Showing posts with label ETF. Show all posts
Showing posts with label ETF. Show all posts
August 07, 2019
Sir, you refer to that Bank of Japan’s holdings of government bonds are already at more than 40 per cent of the outstanding stock… and to “massive equity purchases” [by means of buying into the ETF market], and to“the government is the biggest beneficiary of the BoJ’s low interest rate policy” “BoJ risks falling out of sync on global easing” August 7.
Add to that the lower capital requirements for banks when lending to the government than when lending to citizens, and it all adds up to a huge gamble on that government bureaucrats know better what to do with credit/money than private enterprises. It sure sounds too much like communism by stealth for my liking.
In 1988 the Basel Accord assigned 0% risk weight to sovereigns and 100% to citizens and we all believed that when in 1989 the Berlin Wall fell we had gotten rid of communism for good. How can the world have been so naïve? It will of course end badly.
@PerKurowski
August 03, 2018
The Stock Exchange should report, in real time, the current average holding period for each security.
Sir, Megan Greene writes: “The average holding period for a security on the New York Stock Exchange has fallen from two months in 2008 to just under 20 seconds today, according to analysis from Cumberland Advisors” “Passive investing is storing up trouble” August 3.
I had no idea we were into holding periods measured in seconds. Some years ago U.S. Sen. Mark Warner mentioned "The average time someone used to hold a share of stock back in the ’60s was eight years.”
Seeing this, it’s clear the stock market should begin to report the individual holding period for each security. Any ordinary investor, who makes his own slow analysis to come up with a decision whether to buy or sell, I assume would not really want to be competing against computers working in milliseconds… distant from fundamentals.
And Megan writes about the systemic risk present in “Passive investments… Often set up to mimic an index, ETFs have to buy more of equities rising in price, sending those stock prices even higher…creates a piling-on effect as funds buy more of these increasingly expensive stocks and less of the cheaper ones in their indices — the polar opposite of the adage “buy low, sell high” … [with] no regard for underlying fundamentals”.
In that Megan is not very far away from that systemic risk I so often write to you about, namely that of higher capital requirements for banks against what is perceived safe than against what is perceived risky.

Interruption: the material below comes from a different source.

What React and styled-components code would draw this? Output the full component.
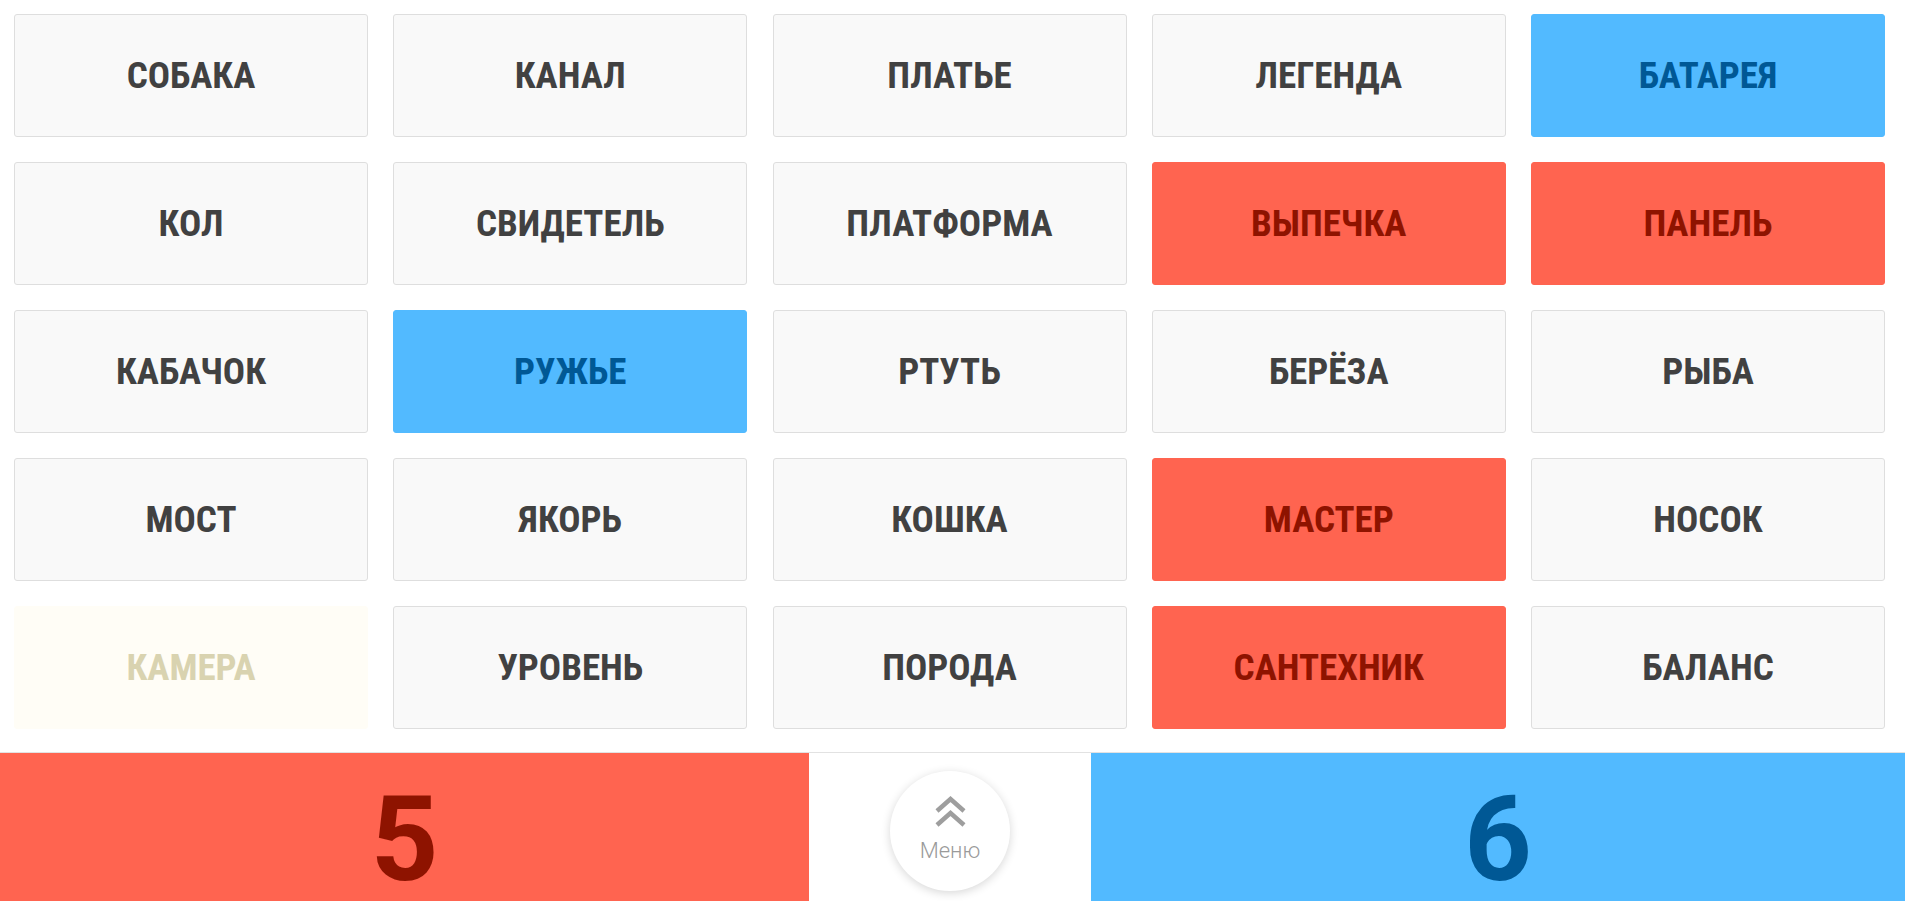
import React from 'react'
import styled, { createGlobalStyle } from 'styled-components'

const GlobalStyle = createGlobalStyle`
  html, body {
    margin: 0;
    padding: 0;
    background: #fff;
    overflow: hidden;
  }
  body {
    font-family: 'Roboto Condensed', 'Roboto', 'Liberation Sans', sans-serif;
  }
`

const words = [
  ['СОБАКА', 'none'], ['КАНАЛ', 'none'], ['ПЛАТЬЕ', 'none'], ['ЛЕГЕНДА', 'none'], ['БАТАРЕЯ', 'blue'],
  ['КОЛ', 'none'], ['СВИДЕТЕЛЬ', 'none'], ['ПЛАТФОРМА', 'none'], ['ВЫПЕЧКА', 'red'], ['ПАНЕЛЬ', 'red'],
  ['КАБАЧОК', 'none'], ['РУЖЬЕ', 'blue'], ['РТУТЬ', 'none'], ['БЕРЁЗА', 'none'], ['РЫБА', 'none'],
  ['МОСТ', 'none'], ['ЯКОРЬ', 'none'], ['КОШКА', 'none'], ['МАСТЕР', 'red'], ['НОСОК', 'none'],
  ['КАМЕРА', 'killer'], ['УРОВЕНЬ', 'none'], ['ПОРОДА', 'none'], ['САНТЕХНИК', 'red'], ['БАЛАНС', 'none'],
]

const palette = {
  none: { bg: '#f9f9f9', fg: '#414141', border: '#dedede' },
  red: { bg: '#ff6450', fg: '#8e1300', border: '#ff6450' },
  blue: { bg: '#52baff', fg: '#005895', border: '#52baff' },
  killer: { bg: '#fffdf6', fg: '#d9d3b0', border: '#fffdf6' },
}

const Board = styled.main`
  display: grid;
  grid-template-columns: repeat(5, 354px);
  grid-auto-rows: 123px;
  column-gap: 25.25px;
  row-gap: 25px;
  padding: 14px 20px 23px 14px;
`

const Card = styled.button`
  display: flex;
  align-items: center;
  justify-content: center;
  border: 1px solid ${(p) => palette[p.$team].border};
  border-radius: 3px;
  background: ${(p) => palette[p.$team].bg};
  color: ${(p) => palette[p.$team].fg};
  font-family: inherit;
  font-weight: 700;
  font-size: 37px;
  padding: 0;
  cursor: pointer;
`

const ScoreBar = styled.footer`
  display: flex;
  height: 148px;
  border-top: 1px solid #e2e2e2;
`

const Score = styled.div`
  flex: ${(p) => (p.$grow ? '1' : '0 0 809px')};
  display: flex;
  align-items: flex-start;
  justify-content: center;
  padding-top: 37px;
  background: ${(p) => (p.$team === 'red' ? '#ff6450' : '#52baff')};
  color: ${(p) => (p.$team === 'red' ? '#8e1300' : '#005895')};
  font-family: 'Roboto', 'Liberation Sans', sans-serif;
  font-weight: 700;
  font-size: 118px;
  line-height: 100px;
`

const MenuSlot = styled.div`
  flex: 0 0 282px;
  display: flex;
  justify-content: center;
  padding-top: 18px;
  background: #fff;
`

const MenuButton = styled.button`
  width: 120px;
  height: 120px;
  border-radius: 50%;
  border: none;
  background: #fff;
  box-shadow: 0 2px 10px rgba(0, 0, 0, 0.16);
  display: flex;
  flex-direction: column;
  align-items: center;
  justify-content: center;
  gap: 12px;
  padding: 0 0 4px;
  cursor: pointer;
`

const MenuLabel = styled.span`
  font-family: 'Roboto', 'Liberation Sans', sans-serif;
  font-weight: 300;
  font-size: 22px;
  color: #9a9a9a;
  line-height: 1;
`

const Chevrons = () => (
  <svg width="33" height="32" viewBox="0 0 33 32" fill="none" stroke="#9e9e9e" strokeWidth="4.5">
    <polyline points="3,15 16.5,3 30,15" />
    <polyline points="3,29 16.5,17 30,29" />
  </svg>
)

export default function App() {
  return (
    <>
      <GlobalStyle />
      <Board>
        {words.map(([w, t]) => (
          <Card key={w} $team={t}>{w}</Card>
        ))}
      </Board>
      <ScoreBar>
        <Score $team="red">5</Score>
        <MenuSlot>
          <MenuButton>
            <Chevrons />
            <MenuLabel>Меню</MenuLabel>
          </MenuButton>
        </MenuSlot>
        <Score $team="blue" $grow>6</Score>
      </ScoreBar>
    </>
  )
}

First, those capital requirements take no consideration of the purpose of the credit; and second they are the polar opposite of what they should be, since what is perceived as safe is in fact much more dangerous to our bank systems than what is ex ante perceived as risky.
@PerKurowski
August 10, 2017
Amazing how an anthropologist, like Gillian Tett, can believe that our financial markets are driven by lust for risks
Sir, Gillian Tett writes: “if we want to avoid a replay of 2007, we must keep questioning our assumptions — and peering at the parts of the system that seem “boring”, “geeky” and “dull”. Our mental bins can sometimes hold time-bombs” “The next crash risk is hiding in plain sight” August 10.
Indeed! And one of the greatest drivers of such time-bombs is confusing ex ante perceived risks with ex post risks.
But Ms. Tett also writes “Sometimes, market shocks occur because investors have taken obviously risky bets — just look at the tech bubble in 2001”. What? Does FT’s in house anthropologist really believe investors were taking “obviously risky bets”? Was it not much more the illusion of very high-risk adjusted returns that caught the investors’ attention?
But Ms. Tett also writes: “Most investors assume that Treasuries are the risk-free pillar of modern finance”. What? If there is anyone who has really assumed that, it is the bank regulators when they, in 1988, with Basel I, began to assign 0% risk-weights to sovereigns.
Ms. Tett also writes “precisely because the system has become so flush with cash — and seemingly calm — there is complacency; and not just about the dangers of clearly risky bets (say, Argentine bonds), but about the perils of “safe” assets too”.
Not really, the complacency about clearly risky bets is almost non-existent when compared to that related to safe assets.
As an example of riskiness Tett points out “an obscure “Inverse Vix” ETF that benefits from low volatility… the world’s 34th most actively traded equity security…[and] that has returned almost 100 per cent this year. What? Is she really arguing that something which offered the expectations of large returns and that has actually provided almost 100 per cent return this year, is riskier than holding 10 year German bunds yielding certain negative rates?
Sir, it is so hard to understand how Ms. Tett, and most of you, even when acknowledging that “The next crash risk is hiding in plain sight”, seem unable to wrap your minds around the fact that what is really dangerous, for instance to our banking system, is what is perceived as safe… and that therefore the current risk weighted capital requirements, besides dangerously distorting the allocation of bank credit to the real economy, are incredibly dumb.
Sir, were you a part of the inquisition, you would most certainly be prosecuting Galileo.